> **INPUT**
_ _ _ _
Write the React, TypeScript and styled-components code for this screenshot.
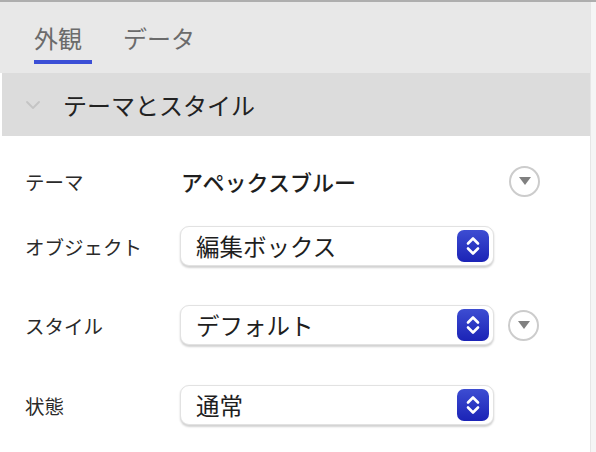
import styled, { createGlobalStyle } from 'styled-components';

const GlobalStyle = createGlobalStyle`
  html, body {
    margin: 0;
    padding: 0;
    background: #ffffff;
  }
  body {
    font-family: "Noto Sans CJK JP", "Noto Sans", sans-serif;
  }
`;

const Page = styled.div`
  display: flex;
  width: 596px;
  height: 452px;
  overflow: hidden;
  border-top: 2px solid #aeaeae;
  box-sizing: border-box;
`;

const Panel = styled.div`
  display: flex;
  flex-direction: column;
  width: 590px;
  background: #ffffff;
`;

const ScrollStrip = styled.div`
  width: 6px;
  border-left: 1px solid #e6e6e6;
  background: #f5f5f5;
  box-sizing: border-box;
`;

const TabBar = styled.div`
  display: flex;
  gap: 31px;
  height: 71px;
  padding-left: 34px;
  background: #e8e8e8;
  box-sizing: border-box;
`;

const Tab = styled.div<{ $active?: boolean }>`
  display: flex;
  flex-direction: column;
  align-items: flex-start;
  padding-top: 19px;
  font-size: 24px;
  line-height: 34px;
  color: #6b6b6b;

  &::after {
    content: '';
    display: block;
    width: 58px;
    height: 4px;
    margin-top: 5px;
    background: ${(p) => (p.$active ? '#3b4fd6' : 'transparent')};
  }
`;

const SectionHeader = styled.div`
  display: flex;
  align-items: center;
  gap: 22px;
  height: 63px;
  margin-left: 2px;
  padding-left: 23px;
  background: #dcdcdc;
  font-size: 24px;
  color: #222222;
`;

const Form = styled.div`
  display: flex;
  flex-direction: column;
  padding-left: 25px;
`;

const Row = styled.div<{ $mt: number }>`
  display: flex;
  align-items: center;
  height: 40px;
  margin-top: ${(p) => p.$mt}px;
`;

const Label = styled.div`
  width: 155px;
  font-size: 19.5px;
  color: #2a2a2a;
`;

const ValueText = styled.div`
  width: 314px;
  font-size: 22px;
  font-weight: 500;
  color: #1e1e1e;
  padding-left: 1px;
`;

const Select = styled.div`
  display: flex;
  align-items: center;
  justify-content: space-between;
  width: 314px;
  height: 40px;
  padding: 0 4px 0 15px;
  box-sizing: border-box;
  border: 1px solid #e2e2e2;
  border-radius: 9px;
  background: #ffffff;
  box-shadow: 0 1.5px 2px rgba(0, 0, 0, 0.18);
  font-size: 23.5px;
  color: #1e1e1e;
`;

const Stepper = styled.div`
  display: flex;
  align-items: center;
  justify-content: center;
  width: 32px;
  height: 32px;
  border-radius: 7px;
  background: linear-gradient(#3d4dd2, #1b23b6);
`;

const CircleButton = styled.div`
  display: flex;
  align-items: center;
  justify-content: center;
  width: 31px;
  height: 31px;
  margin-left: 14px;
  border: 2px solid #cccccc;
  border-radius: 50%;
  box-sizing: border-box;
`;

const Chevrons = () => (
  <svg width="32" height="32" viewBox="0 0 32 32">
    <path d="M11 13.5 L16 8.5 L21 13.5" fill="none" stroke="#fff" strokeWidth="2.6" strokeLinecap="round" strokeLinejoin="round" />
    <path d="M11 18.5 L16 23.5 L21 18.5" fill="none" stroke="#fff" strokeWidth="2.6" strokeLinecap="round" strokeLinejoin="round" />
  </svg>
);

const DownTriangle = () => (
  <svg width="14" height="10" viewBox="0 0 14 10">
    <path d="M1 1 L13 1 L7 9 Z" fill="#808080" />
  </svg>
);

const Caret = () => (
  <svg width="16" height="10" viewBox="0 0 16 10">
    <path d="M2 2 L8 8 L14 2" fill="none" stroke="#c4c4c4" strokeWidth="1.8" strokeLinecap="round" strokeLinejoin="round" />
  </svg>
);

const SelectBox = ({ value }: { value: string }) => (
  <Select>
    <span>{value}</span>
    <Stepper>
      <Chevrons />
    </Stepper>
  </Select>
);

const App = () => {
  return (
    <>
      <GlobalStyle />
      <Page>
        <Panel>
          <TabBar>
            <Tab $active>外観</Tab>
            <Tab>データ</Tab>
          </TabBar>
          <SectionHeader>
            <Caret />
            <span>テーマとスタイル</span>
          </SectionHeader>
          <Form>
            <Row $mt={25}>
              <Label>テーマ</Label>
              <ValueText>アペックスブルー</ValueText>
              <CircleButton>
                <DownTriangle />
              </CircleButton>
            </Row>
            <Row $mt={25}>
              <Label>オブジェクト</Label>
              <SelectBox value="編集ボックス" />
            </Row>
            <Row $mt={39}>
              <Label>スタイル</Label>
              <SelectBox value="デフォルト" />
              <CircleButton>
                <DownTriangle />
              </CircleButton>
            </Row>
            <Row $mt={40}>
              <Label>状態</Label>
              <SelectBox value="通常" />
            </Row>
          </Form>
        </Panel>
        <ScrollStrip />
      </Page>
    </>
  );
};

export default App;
_ _ _ _
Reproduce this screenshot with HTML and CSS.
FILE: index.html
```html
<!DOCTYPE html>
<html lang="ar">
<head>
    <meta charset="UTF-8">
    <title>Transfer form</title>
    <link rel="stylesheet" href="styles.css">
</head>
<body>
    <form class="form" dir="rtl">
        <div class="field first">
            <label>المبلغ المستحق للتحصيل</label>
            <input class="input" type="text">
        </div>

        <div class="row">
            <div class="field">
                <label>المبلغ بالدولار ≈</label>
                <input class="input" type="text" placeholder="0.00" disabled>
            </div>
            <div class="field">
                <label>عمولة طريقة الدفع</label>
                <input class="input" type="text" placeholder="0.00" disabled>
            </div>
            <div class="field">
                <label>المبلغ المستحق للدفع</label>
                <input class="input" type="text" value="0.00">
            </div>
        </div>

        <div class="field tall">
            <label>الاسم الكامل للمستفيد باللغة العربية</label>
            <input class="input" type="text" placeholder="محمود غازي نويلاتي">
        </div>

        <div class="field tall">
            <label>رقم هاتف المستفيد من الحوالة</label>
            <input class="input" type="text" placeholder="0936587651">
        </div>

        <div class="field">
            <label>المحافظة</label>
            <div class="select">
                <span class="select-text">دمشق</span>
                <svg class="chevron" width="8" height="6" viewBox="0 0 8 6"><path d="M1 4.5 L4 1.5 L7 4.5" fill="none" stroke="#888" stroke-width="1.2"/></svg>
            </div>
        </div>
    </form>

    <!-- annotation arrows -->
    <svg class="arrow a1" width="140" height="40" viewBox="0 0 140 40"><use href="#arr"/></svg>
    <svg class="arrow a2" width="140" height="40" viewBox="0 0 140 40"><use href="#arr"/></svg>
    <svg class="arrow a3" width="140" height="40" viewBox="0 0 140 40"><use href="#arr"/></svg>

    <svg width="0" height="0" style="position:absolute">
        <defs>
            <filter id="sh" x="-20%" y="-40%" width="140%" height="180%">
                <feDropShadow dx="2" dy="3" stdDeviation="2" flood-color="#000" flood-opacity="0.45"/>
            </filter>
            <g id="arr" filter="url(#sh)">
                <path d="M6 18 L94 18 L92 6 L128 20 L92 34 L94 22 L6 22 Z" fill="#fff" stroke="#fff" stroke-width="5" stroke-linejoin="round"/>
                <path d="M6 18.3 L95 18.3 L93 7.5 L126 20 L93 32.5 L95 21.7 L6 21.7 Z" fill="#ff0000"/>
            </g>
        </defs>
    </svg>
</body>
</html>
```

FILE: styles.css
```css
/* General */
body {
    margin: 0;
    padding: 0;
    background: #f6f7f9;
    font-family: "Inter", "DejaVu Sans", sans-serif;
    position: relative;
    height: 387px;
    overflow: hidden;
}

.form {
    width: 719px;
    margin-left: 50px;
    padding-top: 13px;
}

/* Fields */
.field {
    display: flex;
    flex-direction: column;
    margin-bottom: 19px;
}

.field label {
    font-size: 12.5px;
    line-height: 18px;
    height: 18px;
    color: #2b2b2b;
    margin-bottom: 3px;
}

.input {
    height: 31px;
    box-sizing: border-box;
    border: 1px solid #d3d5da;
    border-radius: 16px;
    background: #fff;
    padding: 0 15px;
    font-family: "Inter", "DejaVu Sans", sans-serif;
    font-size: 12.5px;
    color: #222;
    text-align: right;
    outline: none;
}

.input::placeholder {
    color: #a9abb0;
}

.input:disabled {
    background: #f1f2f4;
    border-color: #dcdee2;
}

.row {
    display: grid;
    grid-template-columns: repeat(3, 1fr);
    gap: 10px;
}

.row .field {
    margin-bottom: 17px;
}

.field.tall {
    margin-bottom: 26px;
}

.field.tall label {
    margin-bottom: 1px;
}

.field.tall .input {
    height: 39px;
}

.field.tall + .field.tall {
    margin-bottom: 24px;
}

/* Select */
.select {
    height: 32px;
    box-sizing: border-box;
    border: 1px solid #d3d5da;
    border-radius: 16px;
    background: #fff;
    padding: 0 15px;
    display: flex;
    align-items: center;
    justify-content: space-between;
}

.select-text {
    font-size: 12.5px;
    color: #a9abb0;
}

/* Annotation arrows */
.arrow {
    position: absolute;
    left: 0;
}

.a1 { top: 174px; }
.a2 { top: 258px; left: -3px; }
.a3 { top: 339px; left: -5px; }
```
_ _ _ _
> **SET EXERCISE**
Gather and copy every line of the data in which the string "components" is found.

> **TASK ANSWER**
Write the React, TypeScript and styled-components code for this screenshot.
import styled, { createGlobalStyle } from 'styled-components';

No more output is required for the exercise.